▶ _What is asked_
Skip the images and return the records below exactly.

▶ _Stored entries_

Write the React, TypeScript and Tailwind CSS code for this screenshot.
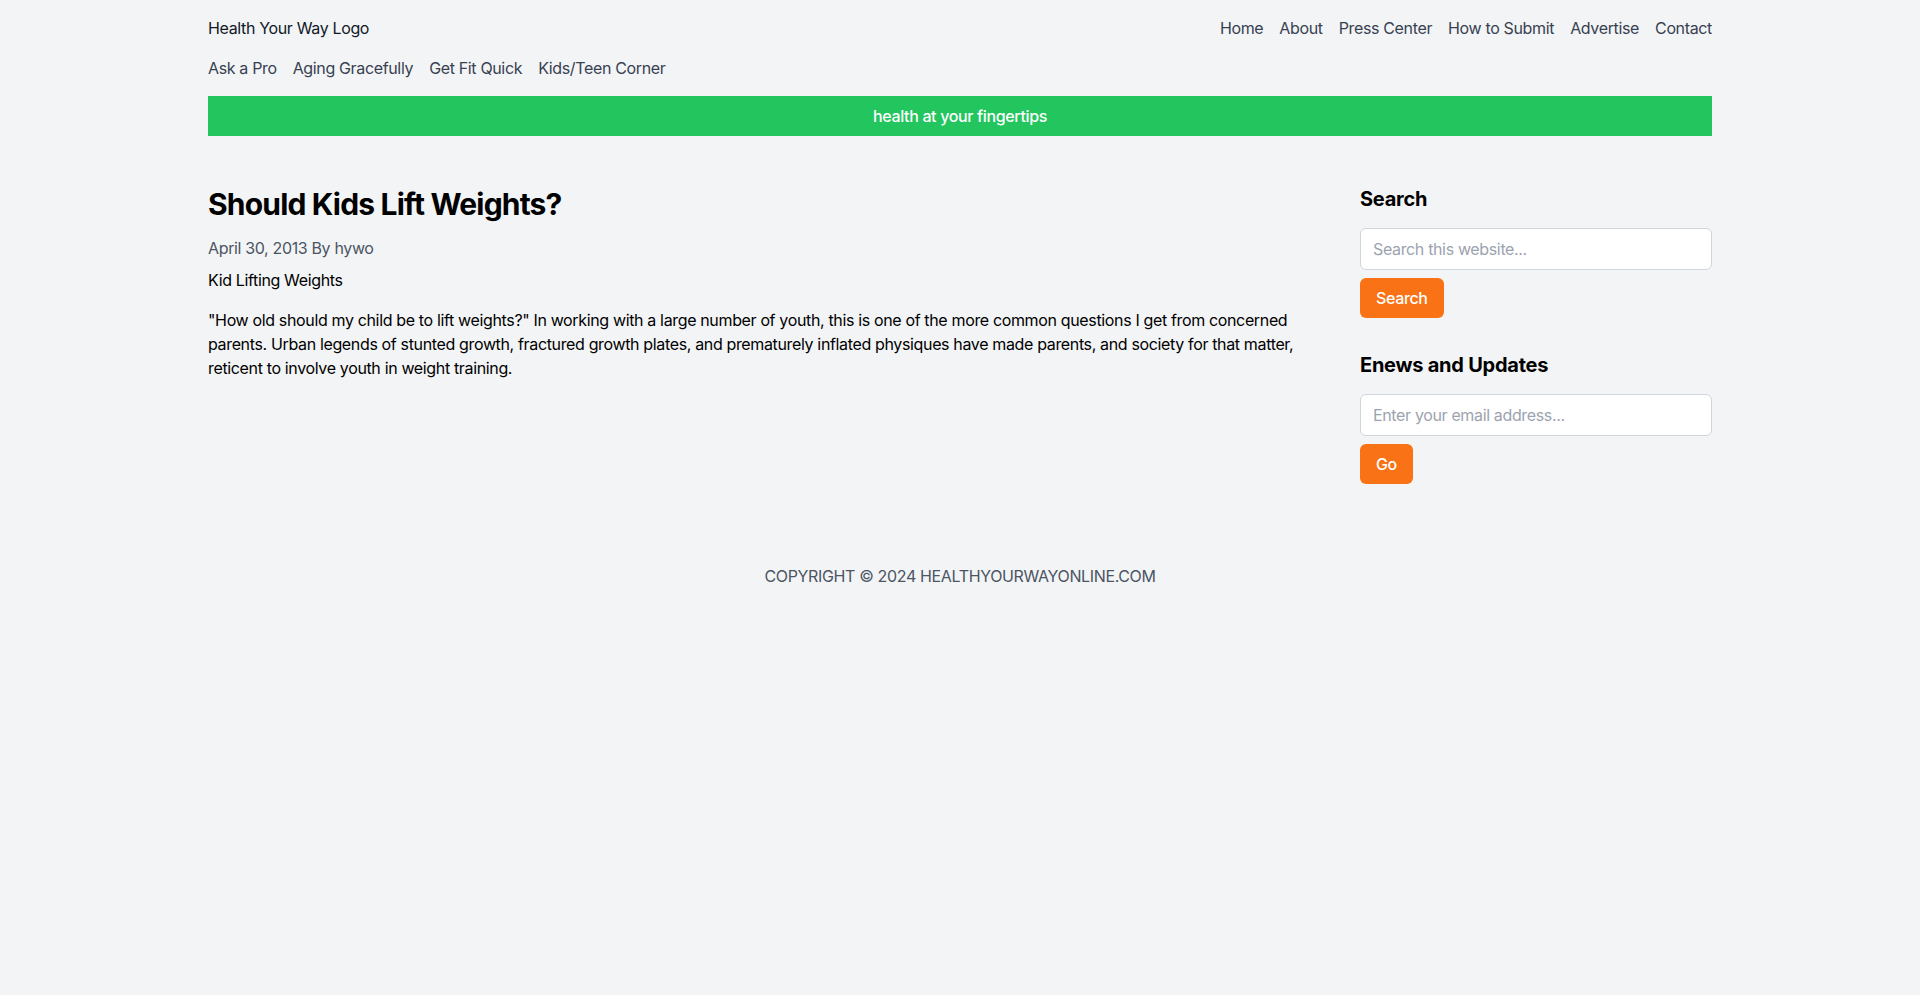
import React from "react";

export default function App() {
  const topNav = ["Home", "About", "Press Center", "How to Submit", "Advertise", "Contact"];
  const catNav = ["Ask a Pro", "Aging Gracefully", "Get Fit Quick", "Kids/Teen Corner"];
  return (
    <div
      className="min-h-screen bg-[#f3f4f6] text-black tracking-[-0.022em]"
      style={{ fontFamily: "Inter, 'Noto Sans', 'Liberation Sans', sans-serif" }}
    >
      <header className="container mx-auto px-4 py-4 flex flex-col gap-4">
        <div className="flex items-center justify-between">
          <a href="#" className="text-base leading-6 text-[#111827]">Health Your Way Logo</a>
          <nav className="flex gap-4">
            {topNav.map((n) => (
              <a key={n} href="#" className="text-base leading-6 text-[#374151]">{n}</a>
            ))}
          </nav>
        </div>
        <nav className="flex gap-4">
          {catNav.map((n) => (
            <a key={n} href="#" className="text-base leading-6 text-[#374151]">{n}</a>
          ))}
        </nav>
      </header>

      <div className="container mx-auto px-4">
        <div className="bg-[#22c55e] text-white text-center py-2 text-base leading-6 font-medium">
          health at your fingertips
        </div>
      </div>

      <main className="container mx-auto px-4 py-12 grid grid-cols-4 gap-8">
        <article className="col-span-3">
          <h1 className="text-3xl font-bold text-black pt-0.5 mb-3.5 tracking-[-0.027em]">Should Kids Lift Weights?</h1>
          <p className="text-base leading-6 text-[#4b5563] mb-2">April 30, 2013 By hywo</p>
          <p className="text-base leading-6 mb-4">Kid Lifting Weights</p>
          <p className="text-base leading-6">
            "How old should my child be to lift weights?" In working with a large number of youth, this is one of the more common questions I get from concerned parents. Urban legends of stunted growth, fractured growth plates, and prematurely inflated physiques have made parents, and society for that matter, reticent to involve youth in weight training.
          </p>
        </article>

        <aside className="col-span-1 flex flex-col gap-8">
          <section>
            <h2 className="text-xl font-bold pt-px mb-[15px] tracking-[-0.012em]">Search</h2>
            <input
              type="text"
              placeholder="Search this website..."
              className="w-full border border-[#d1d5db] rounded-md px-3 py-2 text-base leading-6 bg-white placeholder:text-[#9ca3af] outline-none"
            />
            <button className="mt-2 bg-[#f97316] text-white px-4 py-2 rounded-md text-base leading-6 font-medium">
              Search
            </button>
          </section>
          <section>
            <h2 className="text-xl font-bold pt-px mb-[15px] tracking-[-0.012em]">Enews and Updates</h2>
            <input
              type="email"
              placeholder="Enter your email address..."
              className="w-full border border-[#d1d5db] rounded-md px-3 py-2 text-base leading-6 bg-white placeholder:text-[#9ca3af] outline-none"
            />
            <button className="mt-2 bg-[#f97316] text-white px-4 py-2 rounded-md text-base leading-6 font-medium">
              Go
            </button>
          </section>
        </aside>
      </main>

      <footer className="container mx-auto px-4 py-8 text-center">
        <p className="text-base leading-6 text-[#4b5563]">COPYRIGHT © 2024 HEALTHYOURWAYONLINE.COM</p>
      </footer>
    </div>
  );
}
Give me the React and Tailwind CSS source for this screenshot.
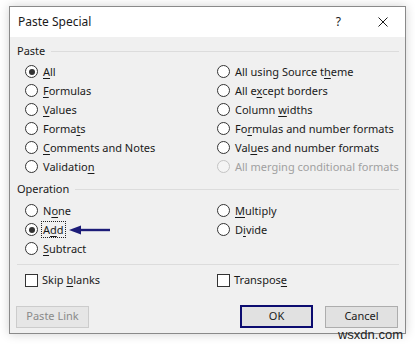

▶ _Exercise output_
Write the React, TypeScript and Tailwind CSS code for this screenshot.
import React from "react";

export default function App() {
  const topNav = ["Home", "About", "Press Center", "How to Submit", "Advertise", "Contact"];
  const catNav = ["Ask a Pro", "Aging Gracefully", "Get Fit Quick", "Kids/Teen Corner"];
  return (
    <div
      className="min-h-screen bg-[#f3f4f6] text-black tracking-[-0.022em]"
      style={{ fontFamily: "Inter, 'Noto Sans', 'Liberation Sans', sans-serif" }}
    >
      <header className="container mx-auto px-4 py-4 flex flex-col gap-4">
        <div className="flex items-center justify-between">
          <a href="#" className="text-base leading-6 text-[#111827]">Health Your Way Logo</a>
          <nav className="flex gap-4">
            {topNav.map((n) => (
              <a key={n} href="#" className="text-base leading-6 text-[#374151]">{n}</a>
            ))}
          </nav>
        </div>
        <nav className="flex gap-4">
          {catNav.map((n) => (
            <a key={n} href="#" className="text-base leading-6 text-[#374151]">{n}</a>
          ))}
        </nav>
      </header>

      <div className="container mx-auto px-4">
        <div className="bg-[#22c55e] text-white text-center py-2 text-base leading-6 font-medium">
          health at your fingertips
        </div>
      </div>

      <main className="container mx-auto px-4 py-12 grid grid-cols-4 gap-8">
        <article className="col-span-3">
          <h1 className="text-3xl font-bold text-black pt-0.5 mb-3.5 tracking-[-0.027em]">Should Kids Lift Weights?</h1>
          <p className="text-base leading-6 text-[#4b5563] mb-2">April 30, 2013 By hywo</p>
          <p className="text-base leading-6 mb-4">Kid Lifting Weights</p>
          <p className="text-base leading-6">
            "How old should my child be to lift weights?" In working with a large number of youth, this is one of the more common questions I get from concerned parents. Urban legends of stunted growth, fractured growth plates, and prematurely inflated physiques have made parents, and society for that matter, reticent to involve youth in weight training.
          </p>
        </article>

        <aside className="col-span-1 flex flex-col gap-8">
          <section>
            <h2 className="text-xl font-bold pt-px mb-[15px] tracking-[-0.012em]">Search</h2>
            <input
              type="text"
              placeholder="Search this website..."
              className="w-full border border-[#d1d5db] rounded-md px-3 py-2 text-base leading-6 bg-white placeholder:text-[#9ca3af] outline-none"
            />
            <button className="mt-2 bg-[#f97316] text-white px-4 py-2 rounded-md text-base leading-6 font-medium">
              Search
            </button>
          </section>
          <section>
            <h2 className="text-xl font-bold pt-px mb-[15px] tracking-[-0.012em]">Enews and Updates</h2>
            <input
              type="email"
              placeholder="Enter your email address..."
              className="w-full border border-[#d1d5db] rounded-md px-3 py-2 text-base leading-6 bg-white placeholder:text-[#9ca3af] outline-none"
            />
            <button className="mt-2 bg-[#f97316] text-white px-4 py-2 rounded-md text-base leading-6 font-medium">
              Go
            </button>
          </section>
        </aside>
      </main>

      <footer className="container mx-auto px-4 py-8 text-center">
        <p className="text-base leading-6 text-[#4b5563]">COPYRIGHT © 2024 HEALTHYOURWAYONLINE.COM</p>
      </footer>
    </div>
  );
}
Give me the React and Tailwind CSS source for this screenshot.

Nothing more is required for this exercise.